— Task statement —
Reproduce all lines of the listing below in which the word "React" occurs.

-=-=-=-=-

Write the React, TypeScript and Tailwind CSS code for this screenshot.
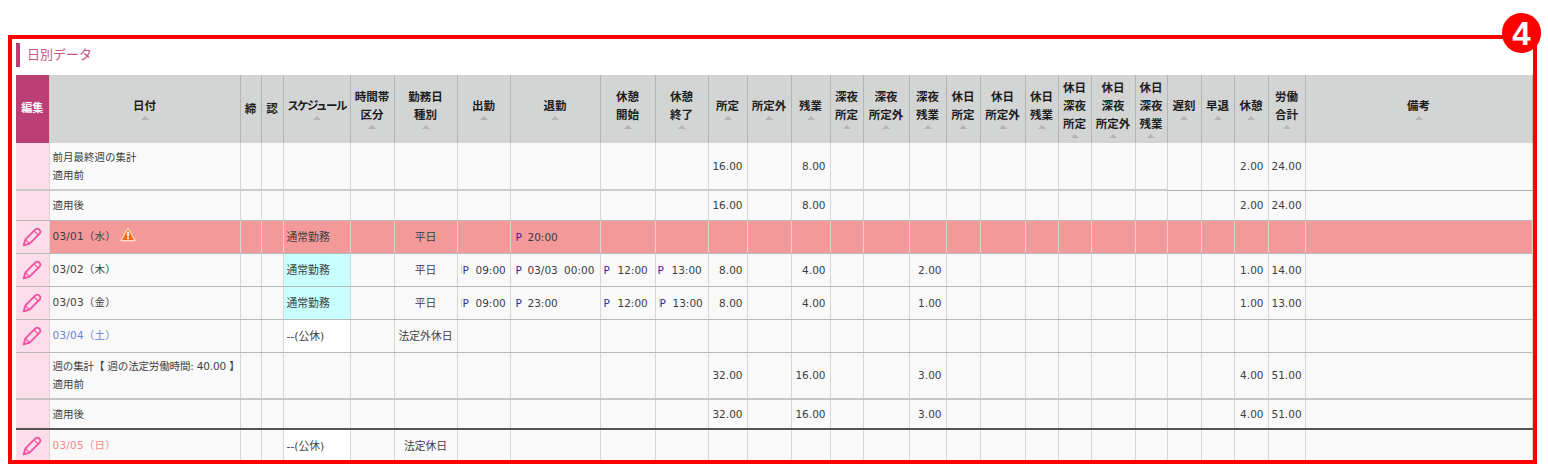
import React from 'react';

const COLS = [33, 191, 21, 22, 67, 44, 63, 53, 90, 55, 53, 39, 44, 39, 33, 46, 37, 34, 45, 33, 33, 44, 32, 34, 33, 34, 37, 227];

const HEADERS: string[][] = [
  ['日付'],
  ['締'],
  ['認'],
  ['スケジュール'],
  ['時間帯', '区分'],
  ['勤務日', '種別'],
  ['出勤'],
  ['退勤'],
  ['休憩', '開始'],
  ['休憩', '終了'],
  ['所定'],
  ['所定外'],
  ['残業'],
  ['深夜', '所定'],
  ['深夜', '所定外'],
  ['深夜', '残業'],
  ['休日', '所定'],
  ['休日', '所定外'],
  ['休日', '残業'],
  ['休日', '深夜', '所定'],
  ['休日', '深夜', '所定外'],
  ['休日', '深夜', '残業'],
  ['遅刻'],
  ['早退'],
  ['休憩'],
  ['労働', '合計'],
  ['備考'],
];

const PencilIcon = () => (
  <svg width="20" height="20" viewBox="0 0 20 20" fill="none" stroke="#f0509f" strokeWidth="1.8" strokeLinejoin="round" className="mx-auto block">
    <path d="M1.6 18.4 L3.4 12.4 L13.4 2.4 Q15.2 1 16.9 2.3 L17.8 3.2 Q19 5 17.6 6.6 L7.6 16.6 Z" />
    <path d="M3.4 12.4 L7.6 16.6" strokeWidth="1.2" />
    <path d="M12 3.8 L16.2 8" strokeWidth="1.2" />
  </svg>
);

const WarningIcon = () => (
  <svg width="16" height="15" viewBox="0 0 16 15" className="mb-[4px] ml-[4px] block">
    <path d="M8 1.2 L15 13.6 H1 Z" fill="#f26a05" stroke="#fbdcc4" strokeWidth="1.2" strokeLinejoin="round" />
    <rect x="7.1" y="4.8" width="1.8" height="4.6" fill="#fff" />
    <rect x="7.1" y="10.3" width="1.8" height="1.8" fill="#fff" />
  </svg>
);

const SortArrow = () => (
  <span className="mx-auto mt-[1px] mb-[1px] block h-0 w-0 border-x-[4px] border-b-[4px] border-x-transparent border-b-[#b4b4b4]" />
);

const Stamp = ({ time, className, sliver }: { time: string; className: string; sliver?: boolean }) => (
  <span className="flex items-center whitespace-nowrap">
    {sliver && <span className="mr-[1px] h-[9px] w-[1px] bg-[#cfe0a8]" />}
    <span className={`${className} text-[#33288c]`}>P</span>
    <span className="[word-spacing:3px]">{time}</span>
  </span>
);

type Cells = Record<number, React.ReactNode>;

const Num = ({ children }: { children: string }) => <div className="pr-px text-right">{children}</div>;

const Center = ({ children }: { children: string }) => <div className="pt-[2px] text-center text-[10.8px]">{children}</div>;

const Label = ({ children }: { children: string }) => <div className="pt-[2px] text-[10.8px]">{children}</div>;

const Day = ({ children, className = '' }: { children: string; className?: string }) => (
  <div className={`pb-[2px] tracking-[0.2px] ${className}`}>{children}</div>
);

const summary = (a: string, b: string, c: string | null, d: string, e: string): Cells => {
  const cells: Cells = { 11: <Num>{a}</Num>, 13: <Num>{b}</Num>, 25: <Num>{d}</Num>, 26: <Num>{e}</Num> };
  if (c) cells[16] = <Num>{c}</Num>;
  return cells;
};

const Row = ({
  height,
  cells,
  pencil,
  split,
  bg = 'bg-[#f9f9f9]',
  border = 'border-b-[#b9b9b9]',
  schedBg,
}: {
  height: string;
  cells: Cells;
  pencil?: boolean;
  split?: boolean;
  bg?: string;
  border?: string;
  schedBg?: string;
}) => (
  <tr className={`${height} ${bg}`}>
    {COLS.map((_, i) => (
      <td
        key={i}
        className={`overflow-hidden border-r border-b border-r-[#d6d6d6] p-0 align-middle ${
          split ? (i < 23 ? 'border-b-2 border-b-[#cbcbcb]' : 'border-b-[#adadad]') : border
        } ${i === 0 ? 'bg-[#fcdde9]' : i === 4 && schedBg ? schedBg : ''} ${i === 0 ? '' : i === 27 ? 'px-1' : 'px-[3px]'}`}
      >
        {i === 0 ? pencil && <PencilIcon /> : cells[i]}
      </td>
    ))}
  </tr>
);

export default function App() {
  const stampIn = <Stamp time="09:00" className="w-[13px]" sliver />;

  return (
    <div className="h-[469px] bg-white pt-[35px] pl-2 font-['DejaVu_Sans','Noto_Sans_CJK_JP',sans-serif] text-[10.5px] leading-[18px] text-[#3e3e3e]">
      <div className="relative h-[429px] w-[1529px]">
        <div className="h-full overflow-hidden border-4 border-[#ff0000] bg-white pl-1">
          <div className="flex h-[36px] items-start pt-[4px]">
            <div className="h-[24px] w-[4px] bg-[#bb3f74]" />
            <h2 className="ml-[7px] text-[13px] leading-[24px] font-normal text-[#c4567f]">日別データ</h2>
          </div>

          <table className="w-[1516px] table-fixed border-collapse">
            <colgroup>
              {COLS.map((w, i) => (
                <col key={i} style={{ width: w }} />
              ))}
            </colgroup>
            <thead>
              <tr className="h-[68px] bg-[#d3d5d4]">
                <th className="border-r border-[#c8c8c8] bg-[#bb3f74] p-0 text-[11px] font-bold text-white">編集</th>
                {HEADERS.map((lines, i) => (
                  <th
                    key={i}
                    className="border-r border-r-[#b4b6b5] p-0 text-center align-middle text-[11.5px] font-bold whitespace-nowrap text-[#1c1c1c]"
                  >
                    {lines.map((l) => (
                      <div key={l} className={l === 'スケジュール' ? 'tracking-[-1.6px]' : ''}>
                        {l}
                      </div>
                    ))}
                    {i === 1 || i === 2 ? null : <SortArrow />}
                  </th>
                ))}
              </tr>
            </thead>
            <tbody>
              <Row
                height="h-[47px]"
                split
                cells={{
                  1: (
                    <>
                      <div>前月最終週の集計</div>
                      <div>適用前</div>
                    </>
                  ),
                  ...summary('16.00', '8.00', null, '2.00', '24.00'),
                }}
              />
              <Row height="h-[30px]" cells={{ 1: '適用後', ...summary('16.00', '8.00', null, '2.00', '24.00') }} />
              <Row
                height="h-[33px]"
                pencil
                bg="bg-[#f49999]"
                cells={{
                  1: (
                    <div className="flex items-center">
                      <Day>03/01（水）</Day>
                      <WarningIcon />
                    </div>
                  ),
                  4: <Label>通常勤務</Label>,
                  6: <Center>平日</Center>,
                  8: <Stamp time="20:00" className="ml-[2px] w-[12px]" />,
                }}
              />
              <Row
                height="h-[33px]"
                pencil
                schedBg="bg-[#c8ffff]"
                cells={{
                  1: <Day>03/02（木）</Day>,
                  4: <Label>通常勤務</Label>,
                  6: <Center>平日</Center>,
                  7: stampIn,
                  8: <Stamp time="03/03 00:00" className="ml-[2px] w-[12px]" />,
                  9: <Stamp time="12:00" className="w-[14px]" />,
                  10: <Stamp time="13:00" className="-ml-px w-[14px]" />,
                  11: <Num>8.00</Num>,
                  13: <Num>4.00</Num>,
                  16: <Num>2.00</Num>,
                  25: <Num>1.00</Num>,
                  26: <Num>14.00</Num>,
                }}
              />
              <Row
                height="h-[33px]"
                pencil
                schedBg="bg-[#c8ffff]"
                cells={{
                  1: <Day>03/03（金）</Day>,
                  4: <Label>通常勤務</Label>,
                  6: <Center>平日</Center>,
                  7: stampIn,
                  8: <Stamp time="23:00" className="ml-[2px] w-[12px]" />,
                  9: <Stamp time="12:00" className="w-[14px]" />,
                  10: <Stamp time="13:00" className="-ml-px w-[13px]" sliver />,
                  11: <Num>8.00</Num>,
                  13: <Num>4.00</Num>,
                  16: <Num>1.00</Num>,
                  25: <Num>1.00</Num>,
                  26: <Num>13.00</Num>,
                }}
              />
              <Row
                height="h-[33px]"
                pencil
                schedBg="bg-white"
                cells={{
                  1: <Day className="text-[#6b84cf]">03/04（土）</Day>,
                  4: <Label>--(公休)</Label>,
                  6: <Center>法定外休日</Center>,
                }}
              />
              <Row
                height="h-[47px]"
                border="border-b-2 border-b-[#c4c4c4]"
                cells={{
                  1: (
                    <>
                      <div className="whitespace-nowrap tracking-[-0.15px]">週の集計【 週の法定労働時間: 40.00 】</div>
                      <div>適用前</div>
                    </>
                  ),
                  ...summary('32.00', '16.00', '3.00', '4.00', '51.00'),
                }}
              />
              <Row
                height="h-[30px]"
                border="border-b-2 border-b-[#555]"
                cells={{ 1: '適用後', ...summary('32.00', '16.00', '3.00', '4.00', '51.00') }}
              />
              <Row
                height="h-[33px]"
                pencil
                schedBg="bg-white"
                cells={{
                  1: <Day className="text-[#f08a8a]">03/05（日）</Day>,
                  4: <Label>--(公休)</Label>,
                  6: <Center>法定休日</Center>,
                }}
              />
            </tbody>
          </table>
        </div>

        <div className="absolute -top-[22px] right-[-4px] flex h-[40px] w-[39px] items-center justify-center rounded-full bg-[#ff0000] font-['Liberation_Sans',sans-serif] text-[33px] leading-none font-bold text-white">
          4
        </div>
      </div>
    </div>
  );
}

-=-=-=-=-

— Result of the task —
Write the React, TypeScript and Tailwind CSS code for this screenshot.
import React from 'react';
type Cells = Record<number, React.ReactNode>;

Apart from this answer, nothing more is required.